Leave out the images and repeat the listing below without a single change.

------ SOURCE MATERIAL ------

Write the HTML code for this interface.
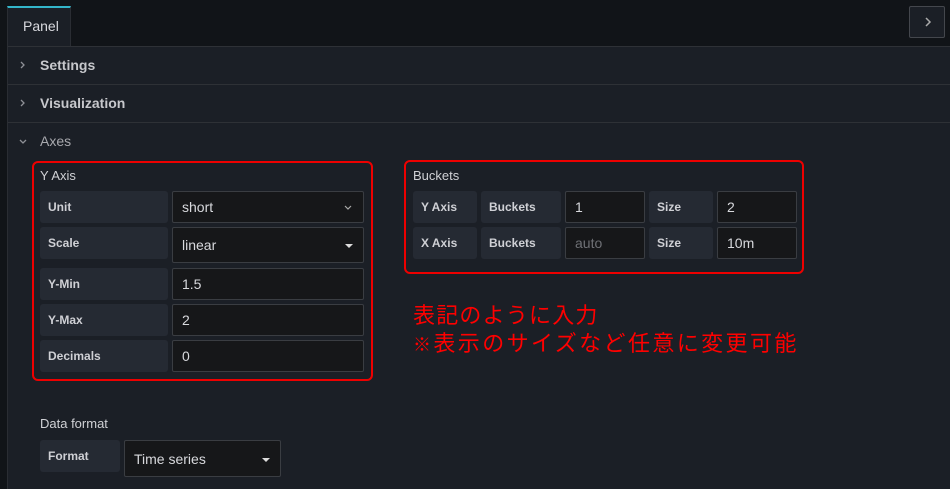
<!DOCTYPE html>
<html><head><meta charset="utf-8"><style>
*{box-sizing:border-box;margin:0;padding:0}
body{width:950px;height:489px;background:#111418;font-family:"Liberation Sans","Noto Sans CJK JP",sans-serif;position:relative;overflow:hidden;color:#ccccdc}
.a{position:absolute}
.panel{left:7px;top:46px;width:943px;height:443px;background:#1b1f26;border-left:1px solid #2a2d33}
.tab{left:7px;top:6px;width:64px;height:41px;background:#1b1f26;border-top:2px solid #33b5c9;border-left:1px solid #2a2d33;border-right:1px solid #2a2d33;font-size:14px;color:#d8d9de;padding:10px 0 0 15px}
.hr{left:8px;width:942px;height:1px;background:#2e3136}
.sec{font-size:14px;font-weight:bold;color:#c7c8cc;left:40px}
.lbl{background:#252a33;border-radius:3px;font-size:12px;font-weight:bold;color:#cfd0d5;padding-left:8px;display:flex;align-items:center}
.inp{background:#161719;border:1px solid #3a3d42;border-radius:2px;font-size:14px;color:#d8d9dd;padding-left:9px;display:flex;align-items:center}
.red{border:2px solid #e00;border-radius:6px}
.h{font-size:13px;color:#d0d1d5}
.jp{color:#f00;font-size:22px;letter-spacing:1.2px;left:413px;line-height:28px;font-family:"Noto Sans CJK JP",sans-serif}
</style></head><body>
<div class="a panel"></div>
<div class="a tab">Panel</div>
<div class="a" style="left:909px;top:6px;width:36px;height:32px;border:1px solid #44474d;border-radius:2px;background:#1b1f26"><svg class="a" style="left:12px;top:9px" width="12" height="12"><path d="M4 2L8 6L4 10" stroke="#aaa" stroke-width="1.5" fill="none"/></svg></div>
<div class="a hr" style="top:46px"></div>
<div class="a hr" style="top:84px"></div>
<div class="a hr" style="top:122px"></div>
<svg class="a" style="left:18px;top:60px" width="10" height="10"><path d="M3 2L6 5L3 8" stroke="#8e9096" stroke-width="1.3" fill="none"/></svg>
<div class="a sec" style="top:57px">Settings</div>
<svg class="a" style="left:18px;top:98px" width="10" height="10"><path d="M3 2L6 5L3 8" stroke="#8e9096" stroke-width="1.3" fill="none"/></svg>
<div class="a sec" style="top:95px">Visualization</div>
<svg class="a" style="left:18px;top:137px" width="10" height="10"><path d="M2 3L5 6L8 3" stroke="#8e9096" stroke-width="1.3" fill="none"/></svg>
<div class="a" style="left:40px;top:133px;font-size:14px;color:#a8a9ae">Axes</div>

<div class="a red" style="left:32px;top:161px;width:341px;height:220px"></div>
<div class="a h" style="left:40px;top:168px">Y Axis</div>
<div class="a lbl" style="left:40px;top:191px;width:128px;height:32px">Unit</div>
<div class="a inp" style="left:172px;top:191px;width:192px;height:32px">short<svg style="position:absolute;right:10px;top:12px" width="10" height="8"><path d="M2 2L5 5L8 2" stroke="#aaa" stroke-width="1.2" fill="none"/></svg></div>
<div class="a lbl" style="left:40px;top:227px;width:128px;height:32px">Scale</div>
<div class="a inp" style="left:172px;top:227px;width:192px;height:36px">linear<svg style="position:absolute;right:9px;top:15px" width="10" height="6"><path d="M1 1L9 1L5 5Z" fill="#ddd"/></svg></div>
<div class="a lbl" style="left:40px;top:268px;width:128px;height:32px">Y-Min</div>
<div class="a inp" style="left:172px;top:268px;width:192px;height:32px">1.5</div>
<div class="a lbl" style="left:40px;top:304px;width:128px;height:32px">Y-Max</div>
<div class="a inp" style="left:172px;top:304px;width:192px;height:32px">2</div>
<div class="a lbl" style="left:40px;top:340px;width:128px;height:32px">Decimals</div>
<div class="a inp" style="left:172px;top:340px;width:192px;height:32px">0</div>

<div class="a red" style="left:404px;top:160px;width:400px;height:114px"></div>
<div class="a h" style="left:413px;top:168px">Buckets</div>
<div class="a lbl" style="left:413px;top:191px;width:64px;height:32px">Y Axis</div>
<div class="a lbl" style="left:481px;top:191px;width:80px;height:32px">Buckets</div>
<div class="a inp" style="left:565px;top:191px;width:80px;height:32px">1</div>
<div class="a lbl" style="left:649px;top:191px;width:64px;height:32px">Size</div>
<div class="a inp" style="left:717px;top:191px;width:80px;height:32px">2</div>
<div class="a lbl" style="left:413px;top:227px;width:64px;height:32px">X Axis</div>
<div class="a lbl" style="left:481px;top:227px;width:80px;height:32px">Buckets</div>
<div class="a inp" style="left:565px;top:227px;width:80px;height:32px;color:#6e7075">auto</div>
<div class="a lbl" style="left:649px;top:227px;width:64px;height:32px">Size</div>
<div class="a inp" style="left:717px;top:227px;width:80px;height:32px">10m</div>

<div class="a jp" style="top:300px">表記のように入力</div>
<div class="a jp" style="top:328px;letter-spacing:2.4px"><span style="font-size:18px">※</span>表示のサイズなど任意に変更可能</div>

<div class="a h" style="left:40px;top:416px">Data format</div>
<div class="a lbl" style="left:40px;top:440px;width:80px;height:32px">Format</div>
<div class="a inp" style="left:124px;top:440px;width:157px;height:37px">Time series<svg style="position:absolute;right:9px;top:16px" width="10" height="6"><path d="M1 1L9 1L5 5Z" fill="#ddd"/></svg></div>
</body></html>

------

- PROBLEM SOLUTION:
Write the HTML code for this interface.
<!DOCTYPE html>
<html><head><meta charset="utf-8"><style>
*{box-sizing:border-box;margin:0;padding:0}
body{width:950px;height:489px;background:#111418;font-family:"Liberation Sans","Noto Sans CJK JP",sans-serif;position:relative;overflow:hidden;color:#ccccdc}
.a{position:absolute}
.panel{left:7px;top:46px;width:943px;height:443px;background:#1b1f26;border-left:1px solid #2a2d33}
.tab{left:7px;top:6px;width:64px;height:41px;background:#1b1f26;border-top:2px solid #33b5c9;border-left:1px solid #2a2d33;border-right:1px solid #2a2d33;font-size:14px;color:#d8d9de;padding:10px 0 0 15px}
.hr{left:8px;width:942px;height:1px;background:#2e3136}
.sec{font-size:14px;font-weight:bold;color:#c7c8cc;left:40px}
.lbl{background:#252a33;border-radius:3px;font-size:12px;font-weight:bold;color:#cfd0d5;padding-left:8px;display:flex;align-items:center}
.inp{background:#161719;border:1px solid #3a3d42;border-radius:2px;font-size:14px;color:#d8d9dd;padding-left:9px;display:flex;align-items:center}
.red{border:2px solid #e00;border-radius:6px}
.h{font-size:13px;color:#d0d1d5}
.jp{color:#f00;font-size:22px;letter-spacing:1.2px;left:413px;line-height:28px;font-family:"Noto Sans CJK JP",sans-serif}
</style></head><body>
<div class="a panel"></div>
<div class="a tab">Panel</div>
<div class="a" style="left:909px;top:6px;width:36px;height:32px;border:1px solid #44474d;border-radius:2px;background:#1b1f26"><svg class="a" style="left:12px;top:9px" width="12" height="12"><path d="M4 2L8 6L4 10" stroke="#aaa" stroke-width="1.5" fill="none"/></svg></div>
<div class="a hr" style="top:46px"></div>
<div class="a hr" style="top:84px"></div>
<div class="a hr" style="top:122px"></div>
<svg class="a" style="left:18px;top:60px" width="10" height="10"><path d="M3 2L6 5L3 8" stroke="#8e9096" stroke-width="1.3" fill="none"/></svg>
<div class="a sec" style="top:57px">Settings</div>
<svg class="a" style="left:18px;top:98px" width="10" height="10"><path d="M3 2L6 5L3 8" stroke="#8e9096" stroke-width="1.3" fill="none"/></svg>
<div class="a sec" style="top:95px">Visualization</div>
<svg class="a" style="left:18px;top:137px" width="10" height="10"><path d="M2 3L5 6L8 3" stroke="#8e9096" stroke-width="1.3" fill="none"/></svg>
<div class="a" style="left:40px;top:133px;font-size:14px;color:#a8a9ae">Axes</div>

<div class="a red" style="left:32px;top:161px;width:341px;height:220px"></div>
<div class="a h" style="left:40px;top:168px">Y Axis</div>
<div class="a lbl" style="left:40px;top:191px;width:128px;height:32px">Unit</div>
<div class="a inp" style="left:172px;top:191px;width:192px;height:32px">short<svg style="position:absolute;right:10px;top:12px" width="10" height="8"><path d="M2 2L5 5L8 2" stroke="#aaa" stroke-width="1.2" fill="none"/></svg></div>
<div class="a lbl" style="left:40px;top:227px;width:128px;height:32px">Scale</div>
<div class="a inp" style="left:172px;top:227px;width:192px;height:36px">linear<svg style="position:absolute;right:9px;top:15px" width="10" height="6"><path d="M1 1L9 1L5 5Z" fill="#ddd"/></svg></div>
<div class="a lbl" style="left:40px;top:268px;width:128px;height:32px">Y-Min</div>
<div class="a inp" style="left:172px;top:268px;width:192px;height:32px">1.5</div>
<div class="a lbl" style="left:40px;top:304px;width:128px;height:32px">Y-Max</div>
<div class="a inp" style="left:172px;top:304px;width:192px;height:32px">2</div>
<div class="a lbl" style="left:40px;top:340px;width:128px;height:32px">Decimals</div>
<div class="a inp" style="left:172px;top:340px;width:192px;height:32px">0</div>

<div class="a red" style="left:404px;top:160px;width:400px;height:114px"></div>
<div class="a h" style="left:413px;top:168px">Buckets</div>
<div class="a lbl" style="left:413px;top:191px;width:64px;height:32px">Y Axis</div>
<div class="a lbl" style="left:481px;top:191px;width:80px;height:32px">Buckets</div>
<div class="a inp" style="left:565px;top:191px;width:80px;height:32px">1</div>
<div class="a lbl" style="left:649px;top:191px;width:64px;height:32px">Size</div>
<div class="a inp" style="left:717px;top:191px;width:80px;height:32px">2</div>
<div class="a lbl" style="left:413px;top:227px;width:64px;height:32px">X Axis</div>
<div class="a lbl" style="left:481px;top:227px;width:80px;height:32px">Buckets</div>
<div class="a inp" style="left:565px;top:227px;width:80px;height:32px;color:#6e7075">auto</div>
<div class="a lbl" style="left:649px;top:227px;width:64px;height:32px">Size</div>
<div class="a inp" style="left:717px;top:227px;width:80px;height:32px">10m</div>

<div class="a jp" style="top:300px">表記のように入力</div>
<div class="a jp" style="top:328px;letter-spacing:2.4px"><span style="font-size:18px">※</span>表示のサイズなど任意に変更可能</div>

<div class="a h" style="left:40px;top:416px">Data format</div>
<div class="a lbl" style="left:40px;top:440px;width:80px;height:32px">Format</div>
<div class="a inp" style="left:124px;top:440px;width:157px;height:37px">Time series<svg style="position:absolute;right:9px;top:16px" width="10" height="6"><path d="M1 1L9 1L5 5Z" fill="#ddd"/></svg></div>
</body></html>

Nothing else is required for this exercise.